ENS: Mental Health Campaign
The programme itself and how it could be integrated into curriculums or taught separately will be discussed with the education authorities in Abu Dhabi this week.
It is expected the programme will be delivered primarily in Arabic with a separate course for English-language classes. Emirates National Schools is a private operator of three second schools that are attended mostly my Emirati boys and girls.
“When we talk about mental health it isn’t just because it is an important topic but because it touches on so many different areas,” Dr Hamoda said.
“The UAE is making important efforts in terms of improving its educational capacity and I think attention to mental health would allow schools to take the next step.
“This programme fits into the core responsibilities of a school because we know that students who better emotional and mental health, actually do better and reduces juvenile crime rates, school drop outs so this is very important in terms of public policy.”
In 2013, the NRC introduced a programme that teaches schoolchildren about the hazards of smoking and taking drugs. The initiative, called Unplugged, was also implemented at Emirates National Schools.
It is hoped that the new project will build on that and run next year.
“We used the experiences and challenges we had with Unplugged and developed this new programme,” said Ayesha Al Hosani, a healthcare educator at the NRC.
“The programme is both life skills and mental health,” she said.
“This year we are assessing the situation and getting all of those holders involved.

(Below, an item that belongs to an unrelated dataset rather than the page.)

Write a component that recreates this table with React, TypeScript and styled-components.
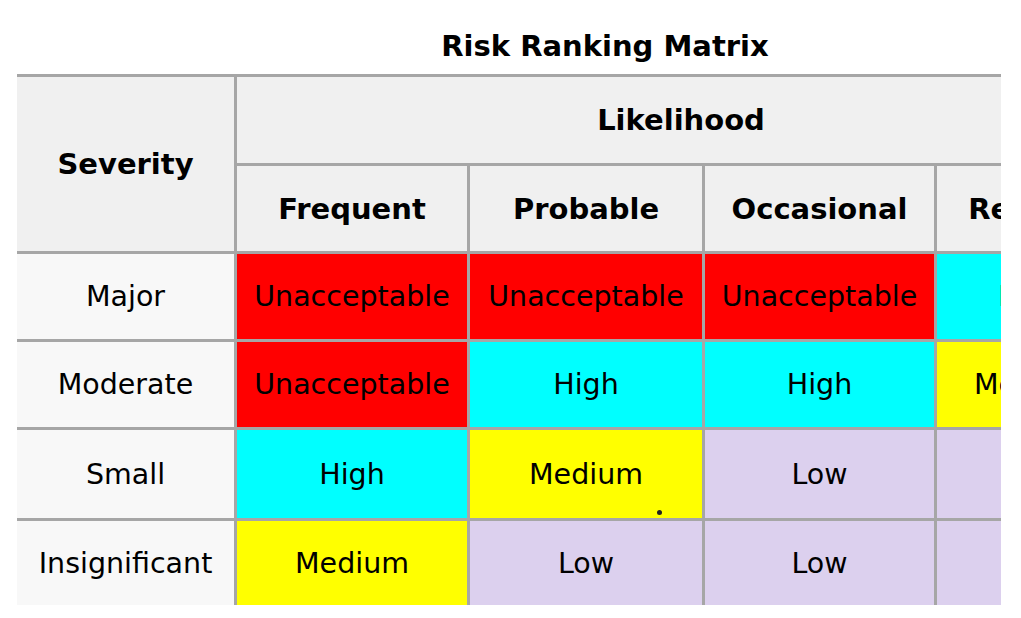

“It is also not only about school children but parents involved as well,” Ms Al Hosani said.
Dr Hamad Al Ghaferi, director of the rehabilitation centre, said the school and authorities are ready to embrace what is a “unique” project in schools.
“If we succeed in our objectives, this will be the first programme in the Middle East and the region. We want to introduce the concept of ‘healthy schools’ – there are healthy cities but not healthy schools,” he said.